## Information supplied
::::::::

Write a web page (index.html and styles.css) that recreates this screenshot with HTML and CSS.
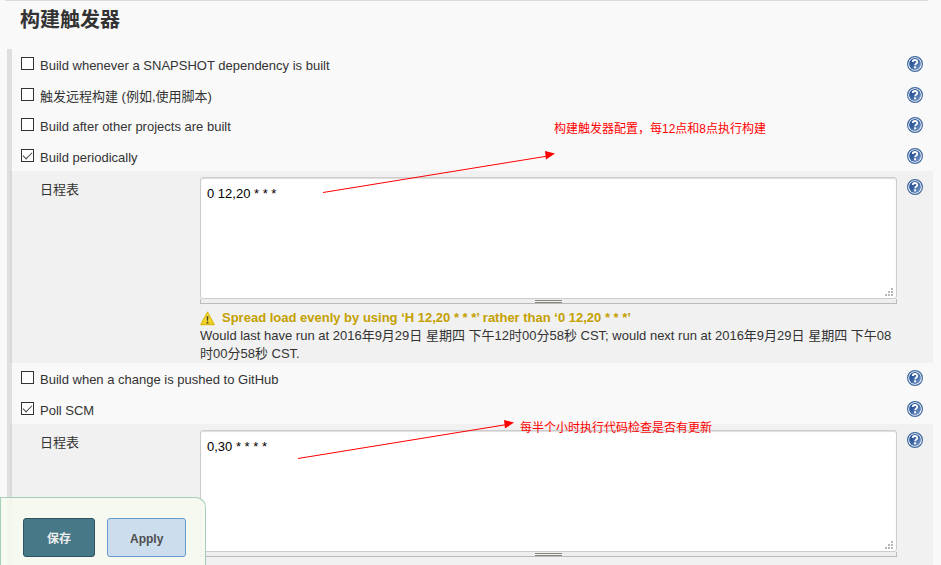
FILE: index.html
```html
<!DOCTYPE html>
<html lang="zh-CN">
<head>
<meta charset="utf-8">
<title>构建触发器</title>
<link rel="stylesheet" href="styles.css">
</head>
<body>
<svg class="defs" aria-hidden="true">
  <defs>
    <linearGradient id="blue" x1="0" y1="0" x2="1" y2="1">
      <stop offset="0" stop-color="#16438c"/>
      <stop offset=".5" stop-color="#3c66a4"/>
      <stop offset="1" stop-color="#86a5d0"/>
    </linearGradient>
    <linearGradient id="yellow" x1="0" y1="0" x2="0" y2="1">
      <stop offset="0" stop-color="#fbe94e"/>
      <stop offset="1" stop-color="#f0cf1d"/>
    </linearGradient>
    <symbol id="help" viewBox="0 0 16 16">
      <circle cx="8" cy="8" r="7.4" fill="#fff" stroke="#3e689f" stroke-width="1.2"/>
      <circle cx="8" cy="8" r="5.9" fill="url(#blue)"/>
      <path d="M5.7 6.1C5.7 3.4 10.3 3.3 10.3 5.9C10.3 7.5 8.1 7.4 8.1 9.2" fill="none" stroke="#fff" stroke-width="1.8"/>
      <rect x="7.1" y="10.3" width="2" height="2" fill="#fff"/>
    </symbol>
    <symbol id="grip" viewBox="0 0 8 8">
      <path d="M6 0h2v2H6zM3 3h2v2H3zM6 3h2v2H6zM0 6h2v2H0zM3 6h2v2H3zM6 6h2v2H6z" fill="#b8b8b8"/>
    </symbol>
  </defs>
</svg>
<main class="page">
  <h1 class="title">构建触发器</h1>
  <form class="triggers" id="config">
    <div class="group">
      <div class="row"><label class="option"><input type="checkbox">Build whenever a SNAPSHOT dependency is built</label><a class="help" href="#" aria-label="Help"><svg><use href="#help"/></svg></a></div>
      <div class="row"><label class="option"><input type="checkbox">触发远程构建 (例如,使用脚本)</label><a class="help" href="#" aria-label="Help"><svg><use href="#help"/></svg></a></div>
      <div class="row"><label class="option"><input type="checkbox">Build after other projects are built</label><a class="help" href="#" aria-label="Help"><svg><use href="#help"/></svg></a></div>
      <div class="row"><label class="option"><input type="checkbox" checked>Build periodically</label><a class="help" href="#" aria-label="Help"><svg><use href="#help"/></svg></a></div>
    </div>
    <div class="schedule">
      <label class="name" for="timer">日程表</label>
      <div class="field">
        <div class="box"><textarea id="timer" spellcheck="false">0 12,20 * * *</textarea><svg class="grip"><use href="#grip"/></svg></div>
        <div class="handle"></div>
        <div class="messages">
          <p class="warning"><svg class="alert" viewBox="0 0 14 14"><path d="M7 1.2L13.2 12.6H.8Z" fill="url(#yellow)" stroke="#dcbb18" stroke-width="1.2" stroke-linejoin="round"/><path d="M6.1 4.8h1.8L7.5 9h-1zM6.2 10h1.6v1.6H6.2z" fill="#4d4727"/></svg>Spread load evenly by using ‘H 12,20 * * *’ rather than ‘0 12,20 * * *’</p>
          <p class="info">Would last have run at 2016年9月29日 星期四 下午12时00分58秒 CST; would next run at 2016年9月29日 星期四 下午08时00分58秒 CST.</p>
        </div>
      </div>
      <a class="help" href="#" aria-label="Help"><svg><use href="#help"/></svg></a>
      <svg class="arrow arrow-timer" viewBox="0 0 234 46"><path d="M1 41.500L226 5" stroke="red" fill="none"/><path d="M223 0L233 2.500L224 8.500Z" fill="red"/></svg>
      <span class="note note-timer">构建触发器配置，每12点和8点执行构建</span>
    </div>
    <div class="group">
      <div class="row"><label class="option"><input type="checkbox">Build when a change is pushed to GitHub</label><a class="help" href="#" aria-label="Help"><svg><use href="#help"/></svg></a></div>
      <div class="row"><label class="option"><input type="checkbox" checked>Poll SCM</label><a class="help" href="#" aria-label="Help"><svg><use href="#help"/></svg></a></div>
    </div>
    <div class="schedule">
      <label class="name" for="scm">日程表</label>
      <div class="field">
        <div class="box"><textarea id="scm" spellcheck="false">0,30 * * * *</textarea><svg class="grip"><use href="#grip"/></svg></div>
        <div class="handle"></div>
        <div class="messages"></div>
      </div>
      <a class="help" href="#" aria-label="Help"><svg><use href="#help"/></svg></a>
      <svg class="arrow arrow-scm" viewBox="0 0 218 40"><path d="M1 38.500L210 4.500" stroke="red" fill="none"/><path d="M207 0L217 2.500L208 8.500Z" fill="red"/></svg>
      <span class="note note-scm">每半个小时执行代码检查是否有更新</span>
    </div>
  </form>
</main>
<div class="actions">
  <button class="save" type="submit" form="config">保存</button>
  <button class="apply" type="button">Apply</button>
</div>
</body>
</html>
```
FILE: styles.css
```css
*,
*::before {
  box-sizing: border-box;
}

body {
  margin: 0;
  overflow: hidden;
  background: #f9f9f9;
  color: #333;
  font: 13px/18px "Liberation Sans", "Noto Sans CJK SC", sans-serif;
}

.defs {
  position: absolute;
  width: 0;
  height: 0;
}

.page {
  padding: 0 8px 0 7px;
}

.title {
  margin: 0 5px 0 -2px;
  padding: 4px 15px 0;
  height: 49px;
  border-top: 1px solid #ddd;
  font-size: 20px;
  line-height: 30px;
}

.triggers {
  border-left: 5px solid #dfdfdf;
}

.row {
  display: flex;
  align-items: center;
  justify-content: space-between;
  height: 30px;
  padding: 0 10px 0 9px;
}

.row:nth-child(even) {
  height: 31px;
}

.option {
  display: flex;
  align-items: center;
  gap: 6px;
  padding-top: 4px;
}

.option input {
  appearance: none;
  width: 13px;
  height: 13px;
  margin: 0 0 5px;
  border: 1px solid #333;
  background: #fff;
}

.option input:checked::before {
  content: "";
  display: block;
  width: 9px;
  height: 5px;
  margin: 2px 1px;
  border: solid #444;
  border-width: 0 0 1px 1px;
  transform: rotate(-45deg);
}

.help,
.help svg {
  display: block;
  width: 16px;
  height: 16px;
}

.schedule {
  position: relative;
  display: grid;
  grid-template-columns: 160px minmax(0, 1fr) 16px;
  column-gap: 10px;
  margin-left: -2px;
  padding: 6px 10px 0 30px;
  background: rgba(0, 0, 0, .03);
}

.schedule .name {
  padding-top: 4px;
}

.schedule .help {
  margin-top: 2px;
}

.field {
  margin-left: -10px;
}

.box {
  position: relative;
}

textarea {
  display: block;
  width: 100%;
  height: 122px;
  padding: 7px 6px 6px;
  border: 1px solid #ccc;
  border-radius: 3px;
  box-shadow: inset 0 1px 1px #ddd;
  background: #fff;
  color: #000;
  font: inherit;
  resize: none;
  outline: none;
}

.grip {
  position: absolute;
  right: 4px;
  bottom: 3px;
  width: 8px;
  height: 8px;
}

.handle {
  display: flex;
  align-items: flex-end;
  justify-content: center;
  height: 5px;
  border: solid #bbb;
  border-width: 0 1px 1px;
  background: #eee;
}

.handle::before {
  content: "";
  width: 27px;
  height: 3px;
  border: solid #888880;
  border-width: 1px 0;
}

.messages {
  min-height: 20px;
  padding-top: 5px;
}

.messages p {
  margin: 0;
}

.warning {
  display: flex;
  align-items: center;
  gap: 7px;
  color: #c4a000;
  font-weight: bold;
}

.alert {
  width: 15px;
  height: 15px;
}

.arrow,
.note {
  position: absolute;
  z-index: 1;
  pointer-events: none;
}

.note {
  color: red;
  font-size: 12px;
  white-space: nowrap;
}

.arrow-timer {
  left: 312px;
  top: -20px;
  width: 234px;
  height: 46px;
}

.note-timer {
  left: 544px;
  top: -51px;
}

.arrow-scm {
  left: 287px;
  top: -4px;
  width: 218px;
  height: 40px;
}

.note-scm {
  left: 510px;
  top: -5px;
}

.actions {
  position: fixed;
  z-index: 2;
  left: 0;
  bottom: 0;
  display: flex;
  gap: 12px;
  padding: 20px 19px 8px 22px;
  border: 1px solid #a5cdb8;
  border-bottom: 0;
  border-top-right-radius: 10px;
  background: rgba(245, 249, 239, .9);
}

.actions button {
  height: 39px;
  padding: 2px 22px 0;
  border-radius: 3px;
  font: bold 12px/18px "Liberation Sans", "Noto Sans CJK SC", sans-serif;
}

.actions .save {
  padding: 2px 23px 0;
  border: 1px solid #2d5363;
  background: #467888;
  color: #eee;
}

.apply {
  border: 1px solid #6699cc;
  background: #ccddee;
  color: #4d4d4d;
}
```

::::::::

Filter the listing above for the string "page" and copy every matching line.

## Written response
Write a web page (index.html and styles.css) that recreates this screenshot with HTML and CSS.
<main class="page">
.page {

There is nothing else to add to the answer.